Şampuan tüketimini sınırlamak, et tüketimini sınırlamak..

Bunlar bana kalırsa çözüm yolu değil. Çözüm yolu değişim..

Şampuan tüketimini sınırlamak, et tüketimini sınırlamak..
1 ay boyunca tükettiğim şampuan mı daha fazla karbon salımı yapıyor, yoksa et mi diye hesaplar içerisindeydim bir kaç zamandır. İçerik karmaşıklığı artan son ürünlerin (şampuan içerisinde belki 10-15 aktif var ve hepsinin ana üretim yerleri Dünya'nın bambaşka bölgeleri) karbon salımlarının her daim çok daha fazla olacağını düşünüyorum.. Keza zaten öyle de :)

Şampuan tüketimini sınırlamak, et tüketimini sınırlamak.. Bunlar bana kalırsa çözüm yolu değil. Çözüm yolu değişim.. Yaşam stillerimizin değişmesi, bu zamana kadar "alıştığımız" tercihlerin değişmesi gerekiyor. İklim krizi toplantılarında nelerin artık "doğaya zararlı" olduğunu konuşmak yerine, daha fazla çözümlere, alternatif olarak neler yapılacağına yani "üretkenliğe" yönelmeliyiz görüşündeyim.

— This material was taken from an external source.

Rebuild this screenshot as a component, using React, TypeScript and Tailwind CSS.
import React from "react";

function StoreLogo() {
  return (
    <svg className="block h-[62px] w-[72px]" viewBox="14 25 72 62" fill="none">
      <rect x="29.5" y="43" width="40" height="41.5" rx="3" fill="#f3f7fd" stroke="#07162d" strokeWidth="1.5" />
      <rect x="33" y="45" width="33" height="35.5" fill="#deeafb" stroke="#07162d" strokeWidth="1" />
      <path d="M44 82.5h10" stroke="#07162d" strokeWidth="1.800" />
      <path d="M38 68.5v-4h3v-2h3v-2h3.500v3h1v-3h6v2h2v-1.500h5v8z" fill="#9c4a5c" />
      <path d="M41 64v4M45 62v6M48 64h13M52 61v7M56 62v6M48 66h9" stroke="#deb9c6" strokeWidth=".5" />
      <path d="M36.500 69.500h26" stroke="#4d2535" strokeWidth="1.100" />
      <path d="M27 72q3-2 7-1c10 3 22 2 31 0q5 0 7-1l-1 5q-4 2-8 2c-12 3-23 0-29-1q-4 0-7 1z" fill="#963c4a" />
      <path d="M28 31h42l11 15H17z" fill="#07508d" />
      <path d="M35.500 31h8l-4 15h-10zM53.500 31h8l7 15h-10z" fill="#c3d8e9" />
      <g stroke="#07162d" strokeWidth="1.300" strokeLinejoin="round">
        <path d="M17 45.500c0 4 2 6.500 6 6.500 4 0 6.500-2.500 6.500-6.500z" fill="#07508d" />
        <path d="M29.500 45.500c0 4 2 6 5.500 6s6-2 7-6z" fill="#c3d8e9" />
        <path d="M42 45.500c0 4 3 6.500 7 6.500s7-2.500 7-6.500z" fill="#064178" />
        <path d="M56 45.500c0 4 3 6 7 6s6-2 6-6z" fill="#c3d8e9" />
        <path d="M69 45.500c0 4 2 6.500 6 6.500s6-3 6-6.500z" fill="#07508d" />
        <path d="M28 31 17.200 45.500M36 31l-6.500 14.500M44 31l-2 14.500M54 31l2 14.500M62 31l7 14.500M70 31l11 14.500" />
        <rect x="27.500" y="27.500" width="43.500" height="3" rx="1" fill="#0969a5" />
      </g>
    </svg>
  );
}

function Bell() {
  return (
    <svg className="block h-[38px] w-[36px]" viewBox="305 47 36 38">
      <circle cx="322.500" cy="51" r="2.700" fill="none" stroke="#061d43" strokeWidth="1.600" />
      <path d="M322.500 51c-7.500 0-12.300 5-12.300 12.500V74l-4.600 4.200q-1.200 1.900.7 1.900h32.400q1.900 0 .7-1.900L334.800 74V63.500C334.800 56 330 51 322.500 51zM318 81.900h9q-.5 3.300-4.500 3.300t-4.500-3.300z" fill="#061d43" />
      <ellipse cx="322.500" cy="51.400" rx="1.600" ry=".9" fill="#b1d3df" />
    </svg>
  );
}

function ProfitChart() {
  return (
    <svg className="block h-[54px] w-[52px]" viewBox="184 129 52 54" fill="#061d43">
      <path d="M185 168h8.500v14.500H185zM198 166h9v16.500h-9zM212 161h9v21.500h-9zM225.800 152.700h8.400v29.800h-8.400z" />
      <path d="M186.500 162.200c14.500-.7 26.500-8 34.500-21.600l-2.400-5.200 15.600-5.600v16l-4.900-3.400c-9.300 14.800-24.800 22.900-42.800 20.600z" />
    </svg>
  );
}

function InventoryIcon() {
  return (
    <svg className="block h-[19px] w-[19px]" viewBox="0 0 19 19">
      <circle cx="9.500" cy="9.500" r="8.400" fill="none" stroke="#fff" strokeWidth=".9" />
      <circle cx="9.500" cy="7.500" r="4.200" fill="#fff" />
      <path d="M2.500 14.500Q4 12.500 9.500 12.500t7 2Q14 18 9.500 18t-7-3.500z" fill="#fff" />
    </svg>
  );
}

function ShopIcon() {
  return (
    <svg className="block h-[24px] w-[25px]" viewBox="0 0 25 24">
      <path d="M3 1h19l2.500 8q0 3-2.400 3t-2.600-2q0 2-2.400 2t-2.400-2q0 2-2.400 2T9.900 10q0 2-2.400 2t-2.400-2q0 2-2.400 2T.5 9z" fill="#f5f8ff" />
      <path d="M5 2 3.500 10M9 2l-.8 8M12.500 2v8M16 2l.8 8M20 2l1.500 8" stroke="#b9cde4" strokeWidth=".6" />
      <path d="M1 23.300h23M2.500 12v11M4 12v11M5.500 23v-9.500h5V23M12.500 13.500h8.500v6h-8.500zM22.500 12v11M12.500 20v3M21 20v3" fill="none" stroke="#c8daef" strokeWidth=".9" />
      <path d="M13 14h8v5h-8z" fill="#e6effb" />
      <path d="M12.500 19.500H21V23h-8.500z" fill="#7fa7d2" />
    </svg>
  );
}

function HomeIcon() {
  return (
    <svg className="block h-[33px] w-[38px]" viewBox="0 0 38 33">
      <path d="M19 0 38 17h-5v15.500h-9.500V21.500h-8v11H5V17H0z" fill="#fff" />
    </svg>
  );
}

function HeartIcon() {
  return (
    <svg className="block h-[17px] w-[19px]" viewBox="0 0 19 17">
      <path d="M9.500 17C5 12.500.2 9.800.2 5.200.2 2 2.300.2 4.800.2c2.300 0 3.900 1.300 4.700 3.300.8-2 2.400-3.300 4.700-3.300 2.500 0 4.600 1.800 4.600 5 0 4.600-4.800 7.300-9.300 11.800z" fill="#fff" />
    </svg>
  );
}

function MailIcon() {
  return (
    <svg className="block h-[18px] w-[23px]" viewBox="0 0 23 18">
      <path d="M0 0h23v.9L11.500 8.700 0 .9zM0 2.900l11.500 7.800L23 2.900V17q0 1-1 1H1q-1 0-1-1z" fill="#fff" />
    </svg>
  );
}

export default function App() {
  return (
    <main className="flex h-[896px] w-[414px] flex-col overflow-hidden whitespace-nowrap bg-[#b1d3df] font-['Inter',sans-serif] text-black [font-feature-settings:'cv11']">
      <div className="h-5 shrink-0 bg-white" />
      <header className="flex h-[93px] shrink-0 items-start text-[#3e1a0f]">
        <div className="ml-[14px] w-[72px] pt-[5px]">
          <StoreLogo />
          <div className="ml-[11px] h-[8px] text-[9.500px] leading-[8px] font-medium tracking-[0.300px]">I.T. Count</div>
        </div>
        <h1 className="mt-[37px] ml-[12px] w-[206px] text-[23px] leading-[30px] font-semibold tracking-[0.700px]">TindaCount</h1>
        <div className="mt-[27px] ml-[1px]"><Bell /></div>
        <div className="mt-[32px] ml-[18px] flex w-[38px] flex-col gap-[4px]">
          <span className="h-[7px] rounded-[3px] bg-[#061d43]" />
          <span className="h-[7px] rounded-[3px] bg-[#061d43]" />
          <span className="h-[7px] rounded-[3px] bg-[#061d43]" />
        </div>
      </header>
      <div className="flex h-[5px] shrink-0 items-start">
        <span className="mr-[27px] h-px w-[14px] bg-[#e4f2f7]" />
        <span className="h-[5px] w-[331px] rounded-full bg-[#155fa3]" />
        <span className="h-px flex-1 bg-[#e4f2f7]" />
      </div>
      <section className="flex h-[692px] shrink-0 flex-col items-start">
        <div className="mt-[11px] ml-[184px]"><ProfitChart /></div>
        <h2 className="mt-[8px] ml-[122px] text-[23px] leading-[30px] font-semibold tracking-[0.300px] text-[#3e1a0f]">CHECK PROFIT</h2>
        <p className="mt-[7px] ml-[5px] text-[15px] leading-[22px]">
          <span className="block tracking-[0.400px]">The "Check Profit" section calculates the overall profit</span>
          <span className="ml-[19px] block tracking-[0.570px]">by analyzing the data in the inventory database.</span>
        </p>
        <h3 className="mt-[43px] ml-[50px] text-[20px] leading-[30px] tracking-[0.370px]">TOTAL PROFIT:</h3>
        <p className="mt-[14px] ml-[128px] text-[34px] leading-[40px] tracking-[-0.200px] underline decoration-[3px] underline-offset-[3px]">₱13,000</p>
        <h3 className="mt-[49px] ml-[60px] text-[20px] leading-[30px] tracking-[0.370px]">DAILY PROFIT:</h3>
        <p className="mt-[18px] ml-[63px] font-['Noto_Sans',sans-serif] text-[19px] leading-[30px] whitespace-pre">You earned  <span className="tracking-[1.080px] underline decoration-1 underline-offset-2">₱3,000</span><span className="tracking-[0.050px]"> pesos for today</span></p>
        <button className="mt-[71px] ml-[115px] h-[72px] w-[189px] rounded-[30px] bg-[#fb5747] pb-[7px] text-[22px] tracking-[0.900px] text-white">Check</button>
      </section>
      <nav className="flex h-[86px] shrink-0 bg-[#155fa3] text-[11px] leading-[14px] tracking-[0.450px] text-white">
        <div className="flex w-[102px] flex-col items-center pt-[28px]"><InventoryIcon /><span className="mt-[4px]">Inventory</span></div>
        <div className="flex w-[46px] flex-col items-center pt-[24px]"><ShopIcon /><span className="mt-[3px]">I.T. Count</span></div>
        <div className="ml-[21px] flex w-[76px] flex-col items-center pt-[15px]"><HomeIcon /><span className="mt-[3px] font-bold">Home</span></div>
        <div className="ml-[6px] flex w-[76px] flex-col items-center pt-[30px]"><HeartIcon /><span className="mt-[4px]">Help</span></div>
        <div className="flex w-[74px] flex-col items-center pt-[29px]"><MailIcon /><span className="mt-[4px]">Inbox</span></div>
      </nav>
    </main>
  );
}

Dünya'daki herkes mesela bir yerlere gitmemek için araç kullanmayı bıraksa neler oluyor biliyor musunuz? Dünya'da yaklaşık 8 milyar insan var. Bu insanların ortalama olarak günde 20 km yol yaptığı düşünülürse, toplamda 160 milyar km yol kat ediliyor. Bir arabanın ortalama yakıt tüketimi 7 litre/100 km ise, bu 11,2 milyar litre benzin tüketimine denk geliyor. Benzinin yaklaşık 2,5 kg karbondioksit (CO2) emisyonu yarattığını varsayarsak, dünya genelindeki petrollü araçlardan kaynaklanan günlük CO2 emisyonu 28 milyar kg'a ulaşıyor.
Bu nedenle, dünya nüfusunun tamamının bir gün petrollü araçları kullanmaması halinde, yaklaşık 28 milyar kg CO2 emisyonu azaltılmış olacak. Bu miktar, dünya genelindeki toplam CO2 emisyonunun yaklaşık %6'sına denk geliyor.

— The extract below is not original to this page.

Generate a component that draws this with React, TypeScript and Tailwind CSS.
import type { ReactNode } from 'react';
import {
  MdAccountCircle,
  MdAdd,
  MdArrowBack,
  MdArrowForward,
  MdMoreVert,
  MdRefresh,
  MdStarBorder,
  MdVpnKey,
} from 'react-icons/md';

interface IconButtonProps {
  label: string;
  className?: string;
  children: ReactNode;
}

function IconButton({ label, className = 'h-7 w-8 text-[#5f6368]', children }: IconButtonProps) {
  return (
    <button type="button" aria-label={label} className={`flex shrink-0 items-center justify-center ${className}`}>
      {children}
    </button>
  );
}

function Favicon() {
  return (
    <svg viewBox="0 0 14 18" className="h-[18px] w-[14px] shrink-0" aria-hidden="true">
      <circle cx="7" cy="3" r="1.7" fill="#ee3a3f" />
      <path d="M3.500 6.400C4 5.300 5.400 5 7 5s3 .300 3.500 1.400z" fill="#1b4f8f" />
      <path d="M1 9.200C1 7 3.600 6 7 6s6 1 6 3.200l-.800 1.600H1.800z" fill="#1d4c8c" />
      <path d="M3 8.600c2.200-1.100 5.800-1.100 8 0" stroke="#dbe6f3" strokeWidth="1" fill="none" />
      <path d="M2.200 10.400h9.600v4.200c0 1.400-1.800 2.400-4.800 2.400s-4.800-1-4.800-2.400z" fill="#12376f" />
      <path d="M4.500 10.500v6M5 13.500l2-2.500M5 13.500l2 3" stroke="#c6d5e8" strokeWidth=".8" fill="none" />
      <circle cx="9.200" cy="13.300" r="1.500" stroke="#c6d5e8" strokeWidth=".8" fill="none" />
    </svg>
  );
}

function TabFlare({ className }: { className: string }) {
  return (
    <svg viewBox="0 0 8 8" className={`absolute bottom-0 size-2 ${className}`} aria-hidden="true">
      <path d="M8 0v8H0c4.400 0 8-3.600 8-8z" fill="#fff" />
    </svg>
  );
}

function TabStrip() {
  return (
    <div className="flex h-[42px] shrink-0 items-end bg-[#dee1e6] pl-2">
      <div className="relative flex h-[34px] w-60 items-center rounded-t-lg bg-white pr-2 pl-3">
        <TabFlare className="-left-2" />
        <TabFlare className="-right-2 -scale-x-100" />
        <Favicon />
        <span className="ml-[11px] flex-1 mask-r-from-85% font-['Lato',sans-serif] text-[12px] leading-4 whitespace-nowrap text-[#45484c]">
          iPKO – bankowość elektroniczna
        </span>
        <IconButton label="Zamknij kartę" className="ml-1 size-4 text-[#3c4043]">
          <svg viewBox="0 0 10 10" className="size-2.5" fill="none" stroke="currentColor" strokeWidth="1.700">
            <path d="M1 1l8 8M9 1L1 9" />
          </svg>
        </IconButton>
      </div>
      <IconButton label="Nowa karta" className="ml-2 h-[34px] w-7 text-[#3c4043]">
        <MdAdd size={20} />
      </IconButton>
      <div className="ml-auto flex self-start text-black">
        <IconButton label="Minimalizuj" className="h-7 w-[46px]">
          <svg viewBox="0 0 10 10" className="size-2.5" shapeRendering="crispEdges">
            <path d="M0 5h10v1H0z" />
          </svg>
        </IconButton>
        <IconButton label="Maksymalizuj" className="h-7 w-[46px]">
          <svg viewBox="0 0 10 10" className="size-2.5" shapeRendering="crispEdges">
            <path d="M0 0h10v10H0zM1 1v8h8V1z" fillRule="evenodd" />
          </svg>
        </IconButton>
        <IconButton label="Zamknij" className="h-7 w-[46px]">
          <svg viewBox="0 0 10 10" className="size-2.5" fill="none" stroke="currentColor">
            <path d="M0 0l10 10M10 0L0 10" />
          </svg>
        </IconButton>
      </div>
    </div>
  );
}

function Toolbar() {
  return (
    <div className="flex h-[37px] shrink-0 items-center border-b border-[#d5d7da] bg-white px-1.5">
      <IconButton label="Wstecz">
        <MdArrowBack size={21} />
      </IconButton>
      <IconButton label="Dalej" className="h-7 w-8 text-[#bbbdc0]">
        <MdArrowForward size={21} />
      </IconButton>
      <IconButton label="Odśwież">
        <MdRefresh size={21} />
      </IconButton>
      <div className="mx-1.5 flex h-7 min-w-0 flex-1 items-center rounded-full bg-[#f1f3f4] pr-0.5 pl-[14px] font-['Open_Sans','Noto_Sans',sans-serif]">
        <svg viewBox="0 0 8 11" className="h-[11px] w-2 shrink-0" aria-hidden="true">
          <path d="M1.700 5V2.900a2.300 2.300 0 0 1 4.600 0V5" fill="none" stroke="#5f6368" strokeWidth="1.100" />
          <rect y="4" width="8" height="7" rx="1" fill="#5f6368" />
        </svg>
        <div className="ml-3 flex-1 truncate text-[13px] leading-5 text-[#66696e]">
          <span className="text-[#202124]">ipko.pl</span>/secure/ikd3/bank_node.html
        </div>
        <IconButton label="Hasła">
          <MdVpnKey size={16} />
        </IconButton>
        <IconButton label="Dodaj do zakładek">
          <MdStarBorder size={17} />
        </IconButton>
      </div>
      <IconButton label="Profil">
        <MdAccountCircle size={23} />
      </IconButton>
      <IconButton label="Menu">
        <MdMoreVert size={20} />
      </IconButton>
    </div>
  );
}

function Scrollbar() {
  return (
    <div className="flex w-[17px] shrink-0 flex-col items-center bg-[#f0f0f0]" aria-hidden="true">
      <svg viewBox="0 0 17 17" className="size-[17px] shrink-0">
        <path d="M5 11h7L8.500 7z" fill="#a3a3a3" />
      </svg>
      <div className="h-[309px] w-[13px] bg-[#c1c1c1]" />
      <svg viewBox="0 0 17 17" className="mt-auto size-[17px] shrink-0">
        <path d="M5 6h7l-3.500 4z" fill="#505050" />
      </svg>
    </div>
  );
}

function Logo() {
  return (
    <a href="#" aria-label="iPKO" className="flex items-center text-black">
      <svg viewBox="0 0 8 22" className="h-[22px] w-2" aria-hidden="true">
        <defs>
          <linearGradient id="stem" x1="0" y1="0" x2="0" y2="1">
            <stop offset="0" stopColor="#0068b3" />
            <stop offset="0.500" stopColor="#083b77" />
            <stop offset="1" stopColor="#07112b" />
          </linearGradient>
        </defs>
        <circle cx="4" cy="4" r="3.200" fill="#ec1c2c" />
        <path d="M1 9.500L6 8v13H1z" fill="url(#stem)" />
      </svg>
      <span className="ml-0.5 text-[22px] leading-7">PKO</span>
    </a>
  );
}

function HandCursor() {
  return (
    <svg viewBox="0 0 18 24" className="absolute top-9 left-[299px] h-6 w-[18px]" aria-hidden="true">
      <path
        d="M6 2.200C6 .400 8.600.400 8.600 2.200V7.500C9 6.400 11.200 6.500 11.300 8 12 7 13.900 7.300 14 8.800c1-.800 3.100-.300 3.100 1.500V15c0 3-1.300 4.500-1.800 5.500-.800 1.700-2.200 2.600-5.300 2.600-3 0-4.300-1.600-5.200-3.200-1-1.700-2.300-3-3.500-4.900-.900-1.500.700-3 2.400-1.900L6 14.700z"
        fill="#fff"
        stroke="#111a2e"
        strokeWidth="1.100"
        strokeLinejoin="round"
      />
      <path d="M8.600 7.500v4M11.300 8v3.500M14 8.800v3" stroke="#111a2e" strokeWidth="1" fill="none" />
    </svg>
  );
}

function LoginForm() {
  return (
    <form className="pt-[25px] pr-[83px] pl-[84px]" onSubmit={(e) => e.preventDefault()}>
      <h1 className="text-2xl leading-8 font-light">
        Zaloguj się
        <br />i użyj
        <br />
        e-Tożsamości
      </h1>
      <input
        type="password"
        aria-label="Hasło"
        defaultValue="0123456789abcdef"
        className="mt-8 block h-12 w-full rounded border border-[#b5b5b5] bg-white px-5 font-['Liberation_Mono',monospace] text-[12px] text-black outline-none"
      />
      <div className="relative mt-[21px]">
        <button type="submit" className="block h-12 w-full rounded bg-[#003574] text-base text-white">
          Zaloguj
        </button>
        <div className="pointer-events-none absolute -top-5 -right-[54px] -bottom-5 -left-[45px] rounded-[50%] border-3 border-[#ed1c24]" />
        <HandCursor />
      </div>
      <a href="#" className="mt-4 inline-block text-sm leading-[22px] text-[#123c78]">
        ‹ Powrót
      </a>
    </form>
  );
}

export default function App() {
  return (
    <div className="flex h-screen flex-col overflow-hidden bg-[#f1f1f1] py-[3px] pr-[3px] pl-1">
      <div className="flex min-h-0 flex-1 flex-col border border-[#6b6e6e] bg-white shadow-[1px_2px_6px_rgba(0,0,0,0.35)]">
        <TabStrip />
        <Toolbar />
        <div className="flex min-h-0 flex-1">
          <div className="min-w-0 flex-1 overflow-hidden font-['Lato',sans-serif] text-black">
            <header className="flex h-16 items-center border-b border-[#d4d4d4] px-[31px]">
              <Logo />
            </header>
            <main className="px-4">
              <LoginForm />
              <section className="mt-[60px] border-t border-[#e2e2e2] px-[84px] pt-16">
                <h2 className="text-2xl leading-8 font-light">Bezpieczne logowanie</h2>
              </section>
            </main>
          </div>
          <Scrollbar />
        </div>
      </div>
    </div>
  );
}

Örneği bu çok basit bir örnek.. Lokalizasyonun artmasının ana nedenlerinden biri de olmalı mesela.. Ama lokalde eğer siz üretmiyorsanız, yani yerelde üretim yoksa o zaman yapabileceğiniz hiç bir şey olmuyor. Hepimizin "tüketici" pozisyonundan "üretici" pozisyonuna geçmesi gerekiyor. Bu geçişi de sağlayabilmek için "değişime" ihtiyaç var. Yani şu an içerisinde bulunduğumuz çemberden tamamen ama tamamen çıkıp, kendimize bambaşka bir Dünya kurmamız gerekiyor. Değişimin gücü, çok güçlü bir şekilde yaşanmalı..

Dijital zekalar, bizim yaptığımız bir çok işi yapması aslında bizlerin daha "özgür" olmasını sağlayacak. Biz bu özgürlük çemberinde eğer "üretken" olabilirsek, işte o zaman aslında "yaşamın da ucuzlaması" çok daha mümkün olacak. Lokalizasyon faaliyetlerinin artması, her türlü gıdaya erişimi kolaylaştıracak ve ucuz gıdaya erişim mümkün olacak. Dünya'nın geleceğinde giderek pahalılaşan bir gıdadan ziyade daha ucuzlayan bir gıda öngörüsü var.. Ama ne zaman? Biz eğer yeşil dönüşüm kapsamında "üretirsek" var.. Eğer böyle gider de, biz üretmezsek, o zaman "gıdaya erişim" problemleri ile karşılaşacağız. Yani gideceğimiz 2 yol var.. Ya üreteceğiz, ya da çok pahalıya tüketmek zorunda kalacağız. 2. seçenekte de bizlerin üstün efor sarfetmesi gerekiyor ki, daha fazla para kazanabilip, bunu da gıdaya verelim.. Eh, bunun da mümkün olmadığını hepimiz biliyoruz. Yani sürdürülebilir değil. O zaman üretmeliyiz. Ne olursa olsun. Bir yerinden üretmeye başlamalıyız.